Kosiniak-Kamysz ostry jak nigdy! Zgadnijcie, kogo czekają surowe kary od lidera PSL
O PSL mówi się często, że to partia obrotowa, czyli taka, która może rządzić z każdym. I faktycznie, po 1989 r. ludowcy nader często byli w składach różnych rządów. Stąd wielu obawia się, że po jesiennych wyborach część z posłów PSL może stworzyć z PiS koalicję, tym samym pozwalając Nowogrodzkiej utrzymać się u władzy. Jak temu zaradzić? Władysław Kosiniak-Kamysz znalazł rozwiązanie.

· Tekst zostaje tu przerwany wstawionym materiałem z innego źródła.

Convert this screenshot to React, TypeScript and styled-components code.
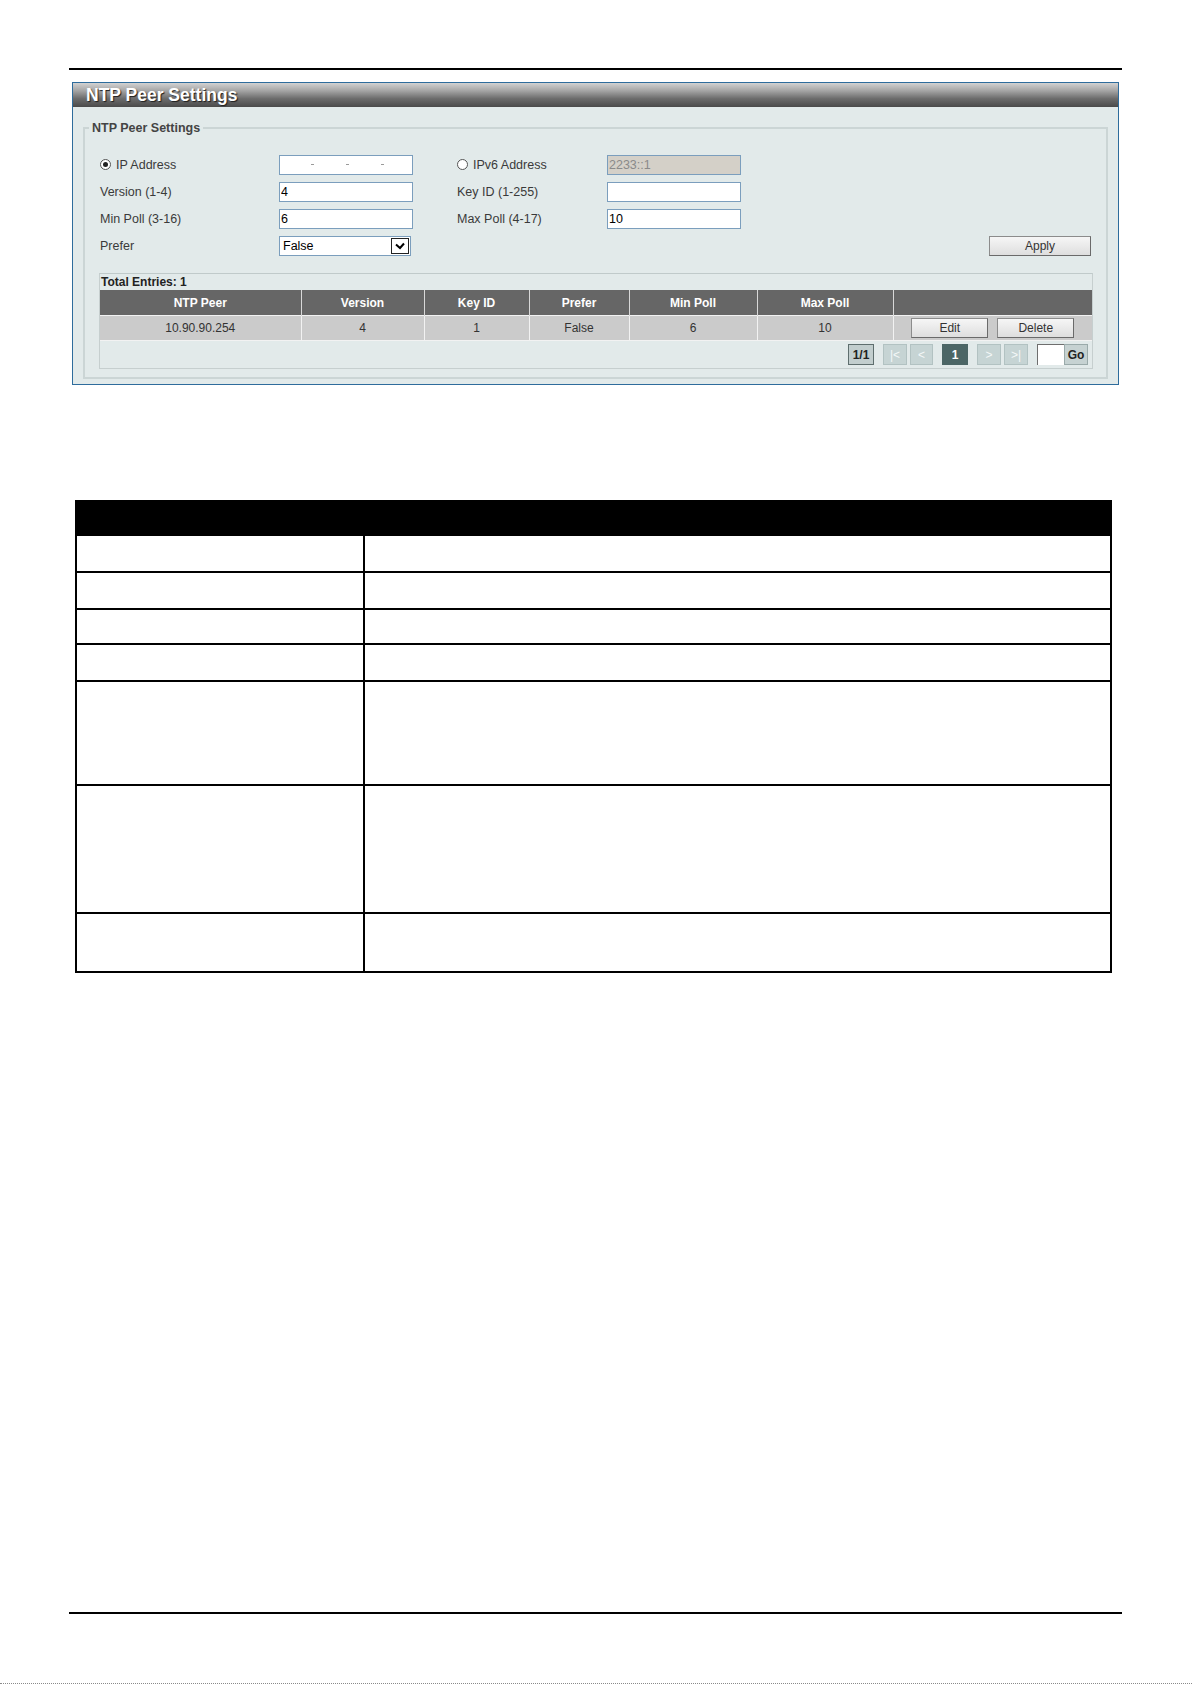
import * as React from "react";
import styled, { createGlobalStyle } from "styled-components";

const GlobalStyle = createGlobalStyle`
  html, body {
    margin: 0;
    padding: 0;
    background: #fff;
  }
  body {
    font-family: "Liberation Sans", Arial, sans-serif;
    font-size: 12px;
    color: #333;
  }
`;

const Page = styled.div`
  width: 1192px;
  height: 1684px;
  display: flex;
  flex-direction: column;
  overflow: hidden;
`;

const TopRule = styled.div`
  margin: 68px 0 0 69px;
  width: 1053px;
  height: 2px;
  background: #000;
`;

const BottomRule = styled.div`
  margin: auto 0 0 69px;
  width: 1053px;
  height: 2px;
  background: #000;
`;

const DottedEdge = styled.div`
  margin-top: 69px;
  height: 0;
  border-top: 1px dotted #8a8a8a;
`;

const Panel = styled.section`
  margin: 12px 0 0 72px;
  width: 1047px;
  box-sizing: border-box;
  border: 1px solid #2e6c9c;
  background: #e2eaea;
  padding-bottom: 5px;
`;

const TitleBar = styled.div`
  height: 24px;
  background: linear-gradient(#d2d2d2 0%, #a8a8a8 30%, #6c6c6c 65%, #4a4a4a 100%);
  color: #fff;
  font-weight: bold;
  font-size: 17.5px;
  line-height: 24px;
  padding-left: 13px;
  text-shadow: 1px 1px 1px #1e1e1e;
`;

const FieldSet = styled.fieldset`
  margin: 14px 10px 0 10px;
  padding: 0;
  border: 2px solid #cbd5d5;
  min-width: 0;
`;

const Legend = styled.legend`
  margin-left: 4px;
  padding: 0 3px;
  font-weight: bold;
  font-size: 12.5px;
  line-height: 14px;
  color: #444;
`;

const FieldBody = styled.div`
  padding: 16px 13px 8px 14px;
`;

const FormGrid = styled.div`
  display: grid;
  grid-template-columns: 179px 178px 150px 1fr;
  grid-auto-rows: 27px;
  align-items: center;
  padding-left: 1px;
`;

const Label = styled.label`
  display: flex;
  align-items: center;
  gap: 5px;
  color: #3a3a3a;
  font-size: 12.5px;
`;

const Radio = styled.span<{ $checked?: boolean }>`
  width: 11px;
  height: 11px;
  box-sizing: border-box;
  border-radius: 50%;
  border: 1px solid #555;
  background: #fff;
  display: inline-flex;
  align-items: center;
  justify-content: center;
  &::after {
    content: "";
    width: 5px;
    height: 5px;
    border-radius: 50%;
    background: ${(p) => (p.$checked ? "#222" : "transparent")};
  }
`;

const Input = styled.input<{ $disabled?: boolean }>`
  width: 134px;
  height: 20px;
  box-sizing: border-box;
  border: 1px solid #7b9ebd;
  padding: 0 1px;
  font-family: "Liberation Sans", Arial, sans-serif;
  font-size: 12.5px;
  color: ${(p) => (p.$disabled ? "#8a8a8a" : "#000")};
  background: ${(p) => (p.$disabled ? "#d4d0c8" : "#fff")};
  outline: none;
`;

const IpBox = styled.div`
  width: 134px;
  height: 20px;
  box-sizing: border-box;
  border: 1px solid #7b9ebd;
  background: #fff;
  display: grid;
  grid-template-columns: 31px 3px 32px 3px 32px 3px 1fr;
  align-items: center;
`;

const IpDot = styled.span`
  width: 3px;
  height: 1px;
  background: #9a9a9a;
`;

const SelectBox = styled.div`
  width: 132px;
  height: 20px;
  box-sizing: border-box;
  border: 1px solid #7b9ebd;
  background: #fff;
  display: flex;
  align-items: center;
  justify-content: space-between;
  padding: 0 1px 0 3px;
  color: #000;
  font-size: 12.5px;
`;

const SelectArrow = styled.span`
  width: 18px;
  height: 16px;
  box-sizing: border-box;
  border: 1px solid #222;
  background: #fff;
  display: flex;
  align-items: center;
  justify-content: center;
`;

const Button = styled.button<{ $w: number }>`
  width: ${(p) => p.$w}px;
  height: 20px;
  box-sizing: border-box;
  border: 1px solid #8c8c8c;
  border-right-color: #6a6a6a;
  border-bottom-color: #6a6a6a;
  background: linear-gradient(#f6f6f6, #dedede);
  color: #333;
  font-family: "Liberation Sans", Arial, sans-serif;
  font-size: 12px;
  padding: 0;
`;

const ApplyCell = styled.div`
  grid-column: 4;
  justify-self: end;
  margin-right: 2px;
`;

const EntriesBox = styled.div`
  margin-top: 14px;
  border: 1px solid #c6cfcf;
  border-top-color: #c0caca;
`;

const EntriesTitle = styled.div`
  height: 16px;
  line-height: 16px;
  font-weight: bold;
  color: #222;
  padding-left: 1px;
`;

const DataTable = styled.table`
  width: 100%;
  border-collapse: collapse;
  table-layout: fixed;
`;

const Th = styled.th`
  height: 25px;
  padding: 0;
  background: #666;
  color: #fff;
  font-weight: bold;
  font-size: 12px;
  text-align: center;
  border-left: 1px solid #d8d8d8;
  &:first-child {
    border-left: none;
  }
`;

const Td = styled.td`
  height: 24px;
  padding: 0;
  background: #cbcbcb;
  color: #333;
  font-size: 12px;
  text-align: center;
  border-left: 1px solid #f2f2f2;
  border-top: 1px solid #f2f2f2;
  &:first-child {
    border-left: none;
  }
`;

const Actions = styled.div`
  display: flex;
  justify-content: center;
  gap: 9px;
`;

const Pager = styled.div`
  height: 27px;
  display: flex;
  align-items: center;
  justify-content: flex-end;
  gap: 9px;
  padding-right: 4px;
  border-top: 1px solid #f2f2f2;
`;

const PagerGroup = styled.div<{ $gap: number }>`
  display: flex;
  align-items: center;
  gap: ${(p) => p.$gap}px;
`;

const PageBox = styled.span<{ $kind: "info" | "off" | "current" | "go"; $w: number }>`
  width: ${(p) => p.$w}px;
  height: 21px;
  box-sizing: border-box;
  display: inline-flex;
  align-items: center;
  justify-content: center;
  font-size: 12px;
  font-weight: ${(p) => (p.$kind === "off" ? "normal" : "bold")};
  color: ${(p) =>
    p.$kind === "current" ? "#fff" : p.$kind === "off" ? "#f4f8f8" : "#222"};
  background: ${(p) =>
    p.$kind === "current"
      ? "#4c6666"
      : p.$kind === "info"
      ? "#c2cece"
      : p.$kind === "go"
      ? "#c6d2d2"
      : "#c6d4d4"};
  border: 1px solid
    ${(p) =>
      p.$kind === "info" ? "#5e6e6e" : p.$kind === "off" ? "#b2c2c2" : p.$kind === "go" ? "#9aaaaa" : "#4c6666"};
`;

const PageInput = styled.span`
  width: 27px;
  height: 21px;
  box-sizing: border-box;
  background: #fff;
  border-top: 1px solid #6e6e6e;
  border-left: 1px solid #6e6e6e;
`;

const DescTable = styled.table`
  margin: 115px 0 0 75px;
  width: 1037px;
  border-collapse: collapse;
  table-layout: fixed;
  border: 2px solid #000;
`;

const DescHead = styled.th`
  height: 32px;
  padding: 0;
  background: #000;
  color: #fff;
`;

const DescCell = styled.td<{ $h: number }>`
  height: ${(p) => p.$h}px;
  padding: 0;
  border: 2px solid #000;
`;

const Chevron = () => (
  <svg width="10" height="8" viewBox="0 0 10 8">
    <path d="M1 2.5 L5 6 L9 1.5" fill="none" stroke="#000" strokeWidth="2" />
  </svg>
);

const peers = [
  { peer: "10.90.90.254", version: "4", key: "1", prefer: "False", min: "6", max: "10" },
];

const columns = [
  { title: "NTP Peer", width: 201 },
  { title: "Version", width: 123 },
  { title: "Key ID", width: 105 },
  { title: "Prefer", width: 100 },
  { title: "Min Poll", width: 128 },
  { title: "Max Poll", width: 136 },
  { title: "", width: 199 },
];

const descRows = [35, 35, 33, 35, 102, 126, 57];

const App: React.FunctionComponent = () => {
  return (
    <Page>
      <GlobalStyle />
      <TopRule />

      <Panel>
        <TitleBar>NTP Peer Settings</TitleBar>
        <FieldSet>
          <Legend>NTP Peer Settings</Legend>
          <FieldBody>
            <FormGrid>
              <Label>
                <Radio $checked />
                IP Address
              </Label>
              <IpBox>
                <span />
                <IpDot />
                <span />
                <IpDot />
                <span />
                <IpDot />
                <span />
              </IpBox>
              <Label>
                <Radio />
                IPv6 Address
              </Label>
              <Input $disabled readOnly value="2233::1" />

              <Label>Version (1-4)</Label>
              <Input readOnly value="4" />
              <Label>Key ID (1-255)</Label>
              <Input readOnly value="" />

              <Label>Min Poll (3-16)</Label>
              <Input readOnly value="6" />
              <Label>Max Poll (4-17)</Label>
              <Input readOnly value="10" />

              <Label>Prefer</Label>
              <SelectBox>
                <span>False</span>
                <SelectArrow>
                  <Chevron />
                </SelectArrow>
              </SelectBox>
              <ApplyCell>
                <Button $w={102}>Apply</Button>
              </ApplyCell>
            </FormGrid>

            <EntriesBox>
              <EntriesTitle>Total Entries: 1</EntriesTitle>
              <DataTable>
                <colgroup>
                  {columns.map((c, i) => (
                    <col key={i} style={{ width: c.width }} />
                  ))}
                </colgroup>
                <thead>
                  <tr>
                    {columns.map((c, i) => (
                      <Th key={i}>{c.title}</Th>
                    ))}
                  </tr>
                </thead>
                <tbody>
                  {peers.map((p) => (
                    <tr key={p.peer}>
                      <Td>{p.peer}</Td>
                      <Td>{p.version}</Td>
                      <Td>{p.key}</Td>
                      <Td>{p.prefer}</Td>
                      <Td>{p.min}</Td>
                      <Td>{p.max}</Td>
                      <Td>
                        <Actions>
                          <Button $w={77}>Edit</Button>
                          <Button $w={77}>Delete</Button>
                        </Actions>
                      </Td>
                    </tr>
                  ))}
                </tbody>
              </DataTable>
              <Pager>
                <PageBox $kind="info" $w={26}>1/1</PageBox>
                <PagerGroup $gap={3}>
                  <PageBox $kind="off" $w={24}>|&lt;</PageBox>
                  <PageBox $kind="off" $w={23}>&lt;</PageBox>
                </PagerGroup>
                <PageBox $kind="current" $w={26}>1</PageBox>
                <PagerGroup $gap={3}>
                  <PageBox $kind="off" $w={24}>&gt;</PageBox>
                  <PageBox $kind="off" $w={24}>&gt;|</PageBox>
                </PagerGroup>
                <PagerGroup $gap={0}>
                  <PageInput />
                  <PageBox $kind="go" $w={24}>Go</PageBox>
                </PagerGroup>
              </Pager>
            </EntriesBox>
          </FieldBody>
        </FieldSet>
      </Panel>

      <DescTable>
        <colgroup>
          <col style={{ width: 288 }} />
          <col />
        </colgroup>
        <thead>
          <tr>
            <DescHead />
            <DescHead />
          </tr>
        </thead>
        <tbody>
          {descRows.map((h, i) => (
            <tr key={i}>
              <DescCell $h={h} />
              <DescCell $h={h} />
            </tr>
          ))}
        </tbody>
      </DescTable>

      <BottomRule />
      <DottedEdge />
    </Page>
  );
};

export default App;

PSL zabezpiecza się przed przechodzeniem posłów do PiS
PSL zbuduje wspólne listy z Polską 2050. Niektórzy wskazują jednak, że dobry wynik takiego sojuszu niesie za sobą ryzyko wprowadzenia do Sejmu de facto przyszłych posłów PiS. Chodzi o to, że część ludowców może po elekcji zmienić barwy klubowe i przejść do partii Kaczyńskiego. Lider PSL twierdzi, że tak się nie stanie.
– Wszyscy kandydujący do Sejmu i Senatu z ramienia PSL będą podpisywać publiczne oświadczenia, że po wyborach nie zmienią barw partyjnych. Partia przygotuje notarialne dokumenty, zgodnie z którymi za złamanie umowy grozi kara w postaci przekazania 1 mln zł na WOŚP lub Caritas — poinformował w „Onet Rano” Kosiniak-Kamysz. — Jak ktoś odejdzie, to przynajmniej coś dobrego zostanie po nim — dodał.
Czy to zabezpiecza PSL przed zdradami?
Oczywiście powyższe to efekt doświadczeń opozycji. Na Śląsku z KO do PiS przeszedł np. Wojciech Kałuża, przez co PO straciła władzę w województwie i przejęła ją partia Jarosława Kaczyńskiego. W skali sejmowej jest to także realny scenariusz, bowiem PiS-owi zabraknie zapewne głosów do większości, która pozwoliłaby rządzić. W efekcie ugrupowanie może hojnie dzielić się fruktami władzy i tak przejmować bardziej elastycznych moralnie posłów.
Pytanie, czy wspomniane zapisy w oświadczeniach, jakie muszą podpisać kandydaci PSL, coś pomogą? Z pewnością są pewnym zabezpieczeniem. Pytanie, czy sąd nie jest w stanie ich unieważnić.
Do tego pamiętajmy, że PiS może mieć innego potencjalnego sojusznika – Konfederację. Możliwe, że to właśnie te dwie siły – Konfederacja i koalicja PSL z Polską 2050 – zadecydują, kto będzie rządził Polską.